TASK PROMPT >>
All of the data should be repeated exactly; pictures are not part of the copy.

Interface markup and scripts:
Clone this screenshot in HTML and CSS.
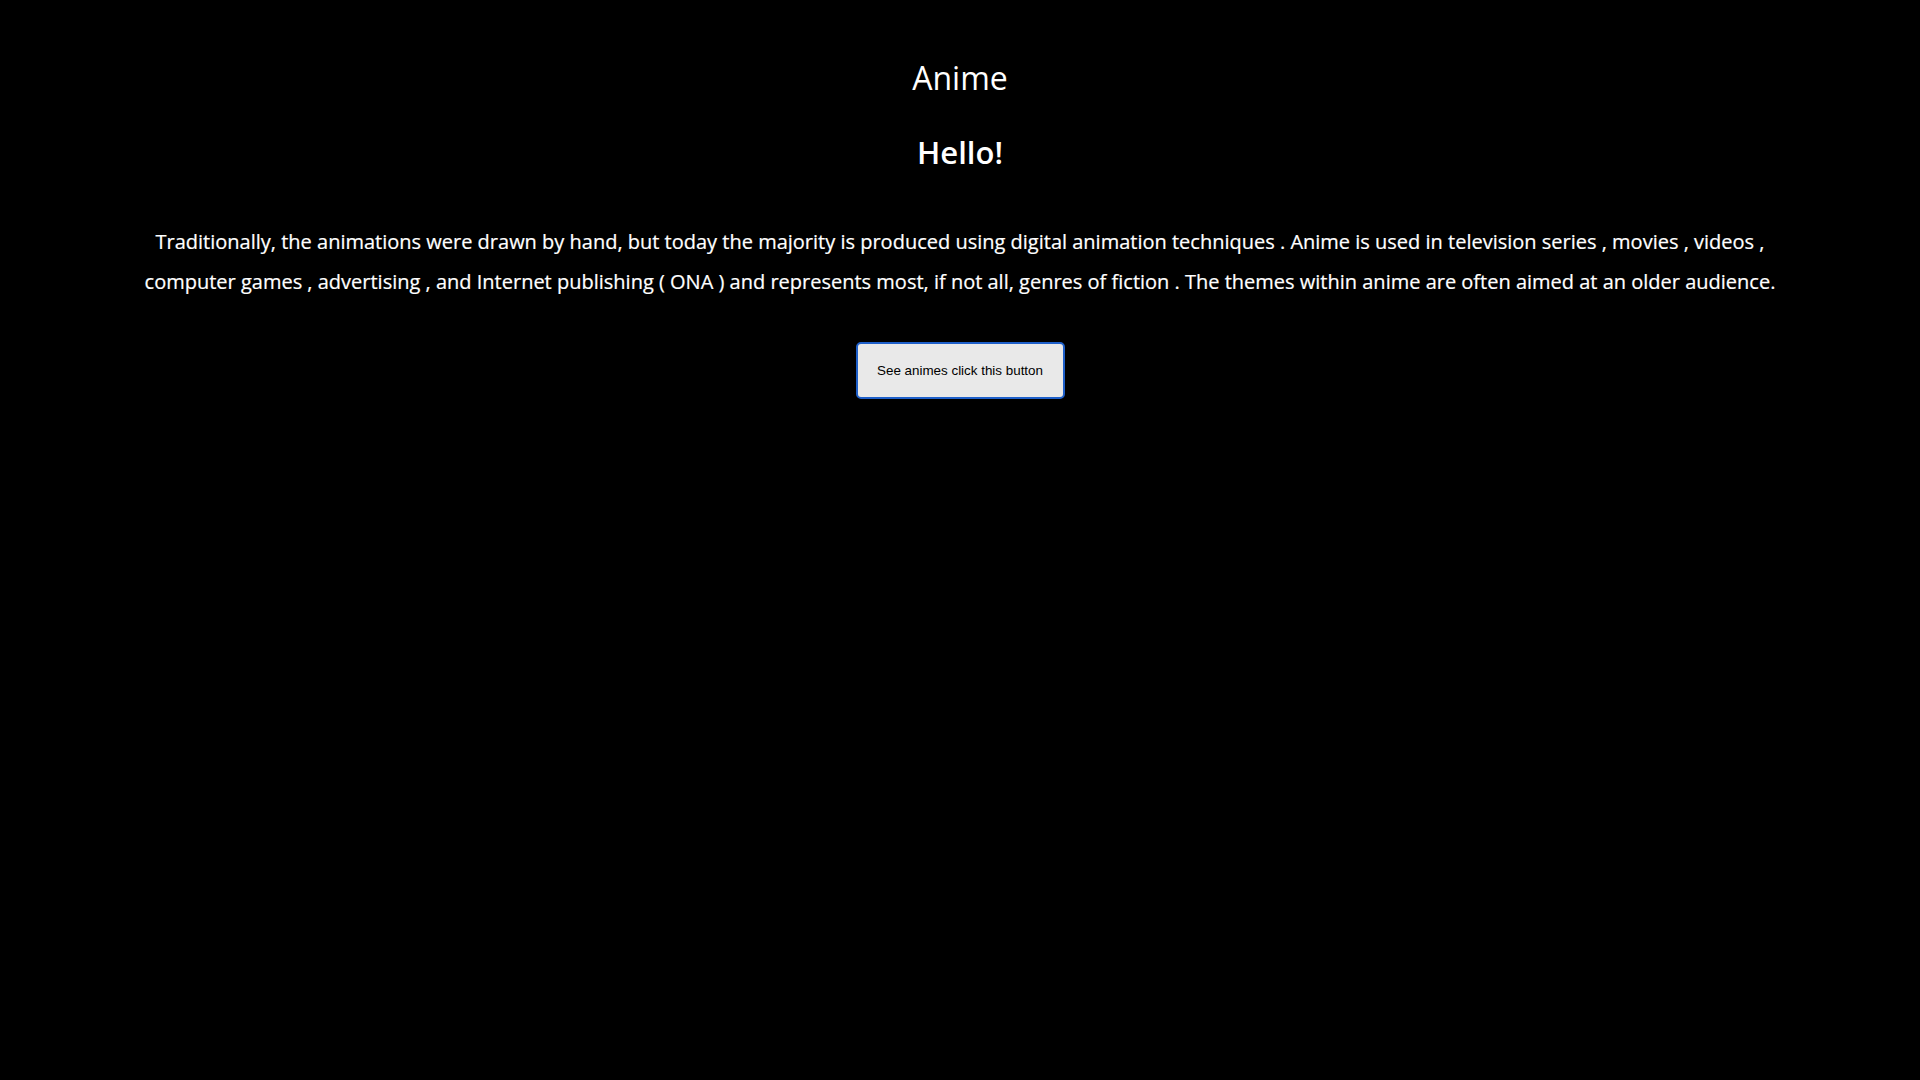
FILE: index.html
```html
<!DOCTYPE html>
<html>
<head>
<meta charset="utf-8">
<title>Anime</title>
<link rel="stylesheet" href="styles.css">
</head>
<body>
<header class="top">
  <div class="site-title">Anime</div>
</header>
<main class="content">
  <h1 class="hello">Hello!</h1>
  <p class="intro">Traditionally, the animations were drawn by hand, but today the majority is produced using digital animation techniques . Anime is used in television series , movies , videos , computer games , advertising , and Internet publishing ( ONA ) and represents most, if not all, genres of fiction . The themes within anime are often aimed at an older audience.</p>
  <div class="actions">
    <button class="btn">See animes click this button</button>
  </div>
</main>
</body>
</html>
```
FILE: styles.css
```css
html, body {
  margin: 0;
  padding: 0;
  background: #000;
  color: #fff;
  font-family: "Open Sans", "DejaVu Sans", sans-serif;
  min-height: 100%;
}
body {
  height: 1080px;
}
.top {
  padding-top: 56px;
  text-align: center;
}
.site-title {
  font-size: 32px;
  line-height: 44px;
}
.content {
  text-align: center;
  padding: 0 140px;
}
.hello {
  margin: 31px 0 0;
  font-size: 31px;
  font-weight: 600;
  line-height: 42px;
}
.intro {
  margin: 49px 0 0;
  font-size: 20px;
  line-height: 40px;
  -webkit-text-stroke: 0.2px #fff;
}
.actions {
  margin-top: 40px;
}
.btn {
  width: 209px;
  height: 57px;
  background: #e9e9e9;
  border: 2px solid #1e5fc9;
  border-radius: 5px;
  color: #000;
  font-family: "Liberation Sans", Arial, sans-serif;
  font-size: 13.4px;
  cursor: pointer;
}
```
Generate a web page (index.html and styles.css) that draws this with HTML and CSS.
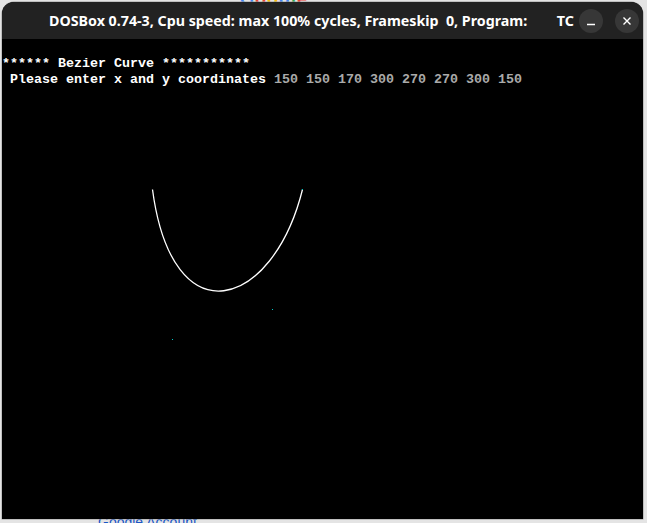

SOLUTION TO THIS PROBLEM >>
Clone this screenshot in HTML and CSS.
FILE: index.html
```html
<!DOCTYPE html>
<html>
<head>
<meta charset="utf-8">
<title>Anime</title>
<link rel="stylesheet" href="styles.css">
</head>
<body>
<header class="top">
  <div class="site-title">Anime</div>
</header>
<main class="content">
  <h1 class="hello">Hello!</h1>
  <p class="intro">Traditionally, the animations were drawn by hand, but today the majority is produced using digital animation techniques . Anime is used in television series , movies , videos , computer games , advertising , and Internet publishing ( ONA ) and represents most, if not all, genres of fiction . The themes within anime are often aimed at an older audience.</p>
  <div class="actions">
    <button class="btn">See animes click this button</button>
  </div>
</main>
</body>
</html>
```
FILE: styles.css
```css
html, body {
  margin: 0;
  padding: 0;
  background: #000;
  color: #fff;
  font-family: "Open Sans", "DejaVu Sans", sans-serif;
  min-height: 100%;
}
body {
  height: 1080px;
}
.top {
  padding-top: 56px;
  text-align: center;
}
.site-title {
  font-size: 32px;
  line-height: 44px;
}
.content {
  text-align: center;
  padding: 0 140px;
}
.hello {
  margin: 31px 0 0;
  font-size: 31px;
  font-weight: 600;
  line-height: 42px;
}
.intro {
  margin: 49px 0 0;
  font-size: 20px;
  line-height: 40px;
  -webkit-text-stroke: 0.2px #fff;
}
.actions {
  margin-top: 40px;
}
.btn {
  width: 209px;
  height: 57px;
  background: #e9e9e9;
  border: 2px solid #1e5fc9;
  border-radius: 5px;
  color: #000;
  font-family: "Liberation Sans", Arial, sans-serif;
  font-size: 13.4px;
  cursor: pointer;
}
```
Generate a web page (index.html and styles.css) that draws this with HTML and CSS.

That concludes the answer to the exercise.